Collected data entries
☆ ☆ ☆ ☆

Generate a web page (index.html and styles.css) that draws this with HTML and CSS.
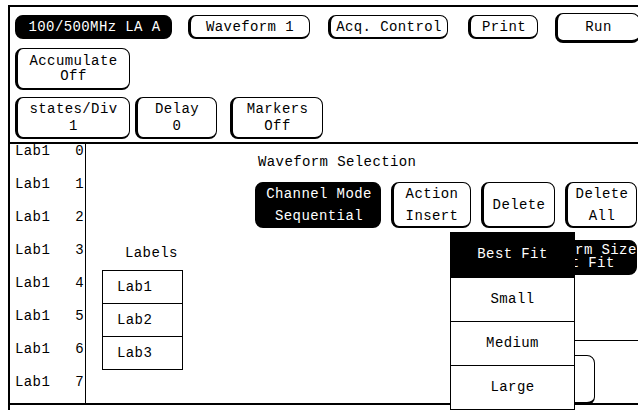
FILE: index.html
```html
<!DOCTYPE html>
<html>
<head>
    <title>Waveform Selection</title>
    <meta charset="utf-8">
    <meta name="viewport" content="width=device-width, initial-scale=1.0">
    <link rel="stylesheet" href="styles.css">
</head>
<body>
    <div id="screen">
        <!-- Top menu keys -->
        <div class="row row-top">
            <div class="key key-dark key-module">100/500MHz LA A</div>
            <div class="key key-menu">Waveform 1</div>
            <div class="key key-acq">Acq. Control</div>
            <div class="key key-print">Print</div>
            <div class="key key-run">Run</div>
        </div>

        <div class="row row-accum">
            <div class="key key-field key-accum"><span>Accumulate</span><span>Off</span></div>
        </div>

        <div class="row row-scale">
            <div class="key key-field key-states"><span>states/Div</span><span>1</span></div>
            <div class="key key-field key-delay"><span>Delay</span><span>0</span></div>
            <div class="key key-field key-markers"><span>Markers</span><span>Off</span></div>
        </div>

        <div class="main">
            <ul class="chan-list">
                <li><span>Lab1</span><span>0</span></li>
                <li><span>Lab1</span><span>1</span></li>
                <li><span>Lab1</span><span>2</span></li>
                <li><span>Lab1</span><span>3</span></li>
                <li><span>Lab1</span><span>4</span></li>
                <li><span>Lab1</span><span>5</span></li>
                <li><span>Lab1</span><span>6</span></li>
                <li><span>Lab1</span><span>7</span></li>
            </ul>

            <div class="dialog">
                <div class="dialog-title">Waveform Selection</div>

                <div class="dialog-keys">
                    <div class="key key-dark key-chmode"><span>Channel Mode</span><span>Sequential</span></div>
                    <div class="key key-action"><span>Action</span><span>Insert</span></div>
                    <div class="key key-delete">Delete</div>
                    <div class="key key-delall"><span>Delete</span><span>All</span></div>
                </div>

                <div class="dialog-lower">
                    <div class="labels">
                        <div class="labels-title">Labels</div>
                        <ul class="labels-box">
                            <li>Lab1</li>
                            <li>Lab2</li>
                            <li>Lab3</li>
                        </ul>
                    </div>

                    <div class="size-area">
                        <div class="key key-dark key-size"><span>Waveform Size</span><span>Best Fit</span></div>
                        <div class="size-rule"></div>
                        <div class="key key-done"></div>
                    </div>
                </div>

                <!-- Pop-up selection list for Waveform Size -->
                <ul class="popup">
                    <li class="selected">Best Fit</li>
                    <li>Small</li>
                    <li>Medium</li>
                    <li>Large</li>
                </ul>
            </div>
        </div>
    </div>
</body>
</html>
```

FILE: styles.css
```css
html, body {
    margin: 0;
    padding: 0;
    overflow: hidden;
    background: #fff;
    color: #000;
    font-family: "Liberation Mono", "DejaVu Sans Mono", monospace;
    font-size: 14px;
    letter-spacing: 0.4px;
}

ul {
    list-style: none;
    margin: 0;
    padding: 0;
}

#screen {
    box-sizing: border-box;
    width: 630px;
    height: 405px;
    margin: 5px 0 0 8px;
    border-top: 2px solid #000;
    border-left: 2px solid #000;
    overflow: hidden;
}

/* Keys */

.key {
    box-sizing: border-box;
    display: flex;
    flex-direction: column;
    align-items: center;
    justify-content: center;
    flex: none;
    border: 1px solid #000;
    border-left-width: 3px;
    border-bottom-width: 2px;
    border-radius: 8px;
    background: #fff;
    white-space: nowrap;
    line-height: 14px;
}

.key-dark {
    background: #000;
    color: #fff;
}

.row {
    display: flex;
    align-items: flex-start;
    padding-left: 5px;
}

.row-top {
    height: 23px;
    padding-top: 8px;
}

.row-top .key {
    height: 24px;
}

.key-module { width: 157px; }
.key-menu { width: 122px; margin-left: 16px; }
.key-acq { width: 120px; margin-left: 18px; }
.key-print { width: 70px; margin-left: 20px; }

.row-top .key-run {
    width: 85px;
    height: 30px;
    margin: -2px 0 0 17px;
    border-bottom-width: 3px;
}

.row-accum {
    margin-top: 10px;
}

.key-field {
    height: 42px;
}

.key-accum {
    width: 115px;
    line-height: 15px;
}

.row-scale {
    margin-top: 7px;
}

.row-scale .key {
    line-height: 17px;
}

.key-states { width: 115px; }
.key-delay { width: 82px; margin-left: 5px; }
.key-markers { width: 93px; margin-left: 13px; }

/* Lower area */

.main {
    display: flex;
    height: 263px;
    box-sizing: border-box;
    margin-top: 3px;
    border-top: 2px solid #000;
    border-bottom: 2px solid #000;
}

.chan-list {
    box-sizing: border-box;
    width: 75px;
    padding: 0 1px 0 5px;
    flex: none;
}

.chan-list li {
    display: flex;
    justify-content: space-between;
    height: 33px;
    line-height: 14px;
}

.dialog {
    position: relative;
    flex: 1;
    border-left: 1px solid #000;
}

.dialog-title {
    margin-top: 11px;
    padding-left: 172px;
    line-height: 14px;
}

.dialog-keys {
    display: flex;
    gap: 10px;
    margin-top: 13px;
    padding-left: 169px;
}

.dialog-keys .key {
    height: 46px;
    line-height: 22px;
}

.key-chmode { width: 126px; }
.key-action { width: 80px; }
.key-delete { width: 74px; }
.key-delall { width: 72px; }

.dialog-lower {
    display: flex;
}

.labels-title {
    margin-top: 18px;
    padding-left: 39px;
    line-height: 14px;
}

.labels-box {
    width: 81px;
    margin: 10px 0 0 16px;
    border: 1px solid #000;
    box-sizing: border-box;
}

.labels-box li {
    height: 32px;
    line-height: 32px;
    padding-left: 14px;
}

.labels-box li + li {
    border-top: 1px solid #000;
}

.size-area {
    display: flex;
    flex-direction: column;
    align-items: flex-end;
    margin-left: auto;
    padding-top: 12px;
}

.key-size {
    width: 117px;
    height: 35px;
    margin-right: 1px;
    line-height: 13px;
}

.size-rule {
    width: 150px;
    margin-top: 65px;
    border-top: 1px solid #000;
}

.key-done {
    width: 115px;
    height: 50px;
    margin: 14px 43px 0 0;
    border-bottom-width: 3px;
}

/* Pop-up list */

.popup {
    position: absolute;
    left: 364px;
    top: 88px;
    width: 125px;
    box-sizing: border-box;
    border: 1px solid #000;
    background: #fff;
    text-align: center;
}

.popup li {
    height: 43px;
    line-height: 43px;
}

.popup li + li {
    border-top: 1px solid #000;
}

.popup .selected {
    height: 44px;
    background: #000;
    color: #fff;
}
```
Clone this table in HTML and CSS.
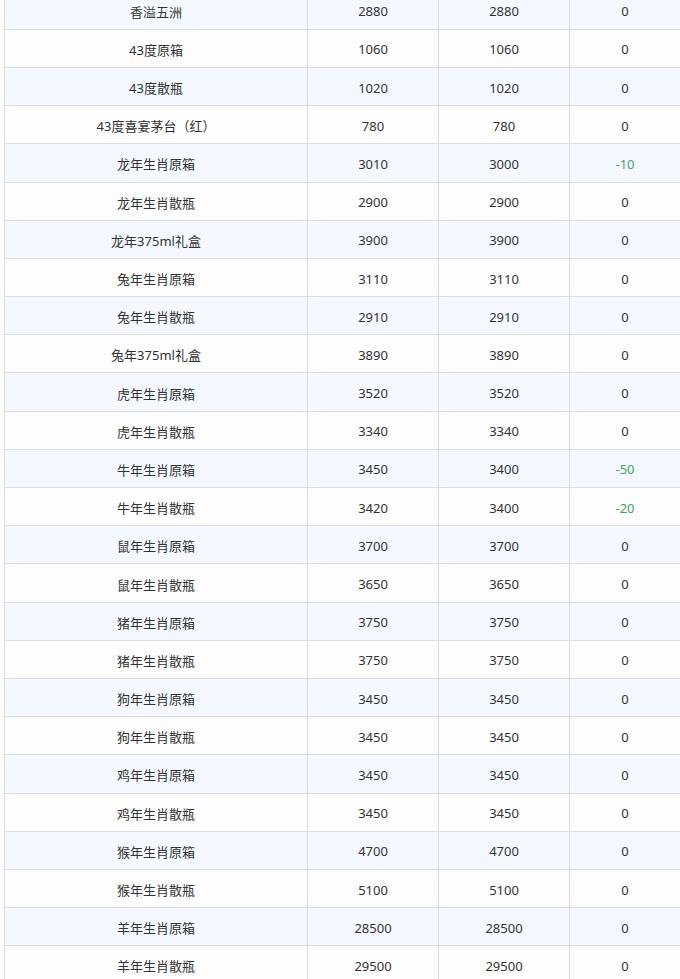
FILE: index.html
```html
<!DOCTYPE html>
<html lang="zh-CN">
<head>
<meta charset="utf-8">
<title>价格表</title>
<link rel="stylesheet" href="styles.css">
</head>
<body>
<div class="table">
  <div class="row"><div class="cell">香溢五洲</div><div class="cell">2880</div><div class="cell">2880</div><div class="cell">0</div></div>
  <div class="row"><div class="cell">43度原箱</div><div class="cell">1060</div><div class="cell">1060</div><div class="cell">0</div></div>
  <div class="row"><div class="cell">43度散瓶</div><div class="cell">1020</div><div class="cell">1020</div><div class="cell">0</div></div>
  <div class="row"><div class="cell">43度喜宴茅台（红）</div><div class="cell">780</div><div class="cell">780</div><div class="cell">0</div></div>
  <div class="row"><div class="cell">龙年生肖原箱</div><div class="cell">3010</div><div class="cell">3000</div><div class="cell down">-10</div></div>
  <div class="row"><div class="cell">龙年生肖散瓶</div><div class="cell">2900</div><div class="cell">2900</div><div class="cell">0</div></div>
  <div class="row"><div class="cell">龙年375ml礼盒</div><div class="cell">3900</div><div class="cell">3900</div><div class="cell">0</div></div>
  <div class="row"><div class="cell">兔年生肖原箱</div><div class="cell">3110</div><div class="cell">3110</div><div class="cell">0</div></div>
  <div class="row"><div class="cell">兔年生肖散瓶</div><div class="cell">2910</div><div class="cell">2910</div><div class="cell">0</div></div>
  <div class="row"><div class="cell">兔年375ml礼盒</div><div class="cell">3890</div><div class="cell">3890</div><div class="cell">0</div></div>
  <div class="row"><div class="cell">虎年生肖原箱</div><div class="cell">3520</div><div class="cell">3520</div><div class="cell">0</div></div>
  <div class="row"><div class="cell">虎年生肖散瓶</div><div class="cell">3340</div><div class="cell">3340</div><div class="cell">0</div></div>
  <div class="row"><div class="cell">牛年生肖原箱</div><div class="cell">3450</div><div class="cell">3400</div><div class="cell down">-50</div></div>
  <div class="row"><div class="cell">牛年生肖散瓶</div><div class="cell">3420</div><div class="cell">3400</div><div class="cell down">-20</div></div>
  <div class="row"><div class="cell">鼠年生肖原箱</div><div class="cell">3700</div><div class="cell">3700</div><div class="cell">0</div></div>
  <div class="row"><div class="cell">鼠年生肖散瓶</div><div class="cell">3650</div><div class="cell">3650</div><div class="cell">0</div></div>
  <div class="row"><div class="cell">猪年生肖原箱</div><div class="cell">3750</div><div class="cell">3750</div><div class="cell">0</div></div>
  <div class="row"><div class="cell">猪年生肖散瓶</div><div class="cell">3750</div><div class="cell">3750</div><div class="cell">0</div></div>
  <div class="row"><div class="cell">狗年生肖原箱</div><div class="cell">3450</div><div class="cell">3450</div><div class="cell">0</div></div>
  <div class="row"><div class="cell">狗年生肖散瓶</div><div class="cell">3450</div><div class="cell">3450</div><div class="cell">0</div></div>
  <div class="row"><div class="cell">鸡年生肖原箱</div><div class="cell">3450</div><div class="cell">3450</div><div class="cell">0</div></div>
  <div class="row"><div class="cell">鸡年生肖散瓶</div><div class="cell">3450</div><div class="cell">3450</div><div class="cell">0</div></div>
  <div class="row"><div class="cell">猴年生肖原箱</div><div class="cell">4700</div><div class="cell">4700</div><div class="cell">0</div></div>
  <div class="row"><div class="cell">猴年生肖散瓶</div><div class="cell">5100</div><div class="cell">5100</div><div class="cell">0</div></div>
  <div class="row"><div class="cell">羊年生肖原箱</div><div class="cell">28500</div><div class="cell">28500</div><div class="cell">0</div></div>
  <div class="row"><div class="cell">羊年生肖散瓶</div><div class="cell">29500</div><div class="cell">29500</div><div class="cell">0</div></div>
</div>
</body>
</html>
```

FILE: styles.css
```css
html, body {
  margin: 0;
  padding: 0;
  background: #fdfdfd;
  overflow: hidden;
}

body {
  font-family: "Noto Sans", "Noto Sans CJK SC", sans-serif;
  font-size: 13px;
  color: #333333;
}

.table {
  margin: -8.4px 0 0 4px;
  border-left: 1px solid #dddddd;
  width: 677px;
}

.row {
  display: grid;
  grid-template-columns: 303px 131px 131px 111px;
  height: 38.2px;
  background: #fdfdfd;
}

.row:nth-child(odd) {
  background: #f5f9ff;
}

.cell {
  box-sizing: border-box;
  display: flex;
  align-items: center;
  justify-content: center;
  border-right: 1px solid #dddddd;
  border-bottom: 1px solid #dddddd;
  padding-top: 2px;
}

.down {
  color: #48a359;
}
```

☆ ☆ ☆ ☆

_Exercise requirements_
Each line holding "this" must be found and copied.

_Reply_
Generate a web page (index.html and styles.css) that draws this with HTML and CSS.
Clone this table in HTML and CSS.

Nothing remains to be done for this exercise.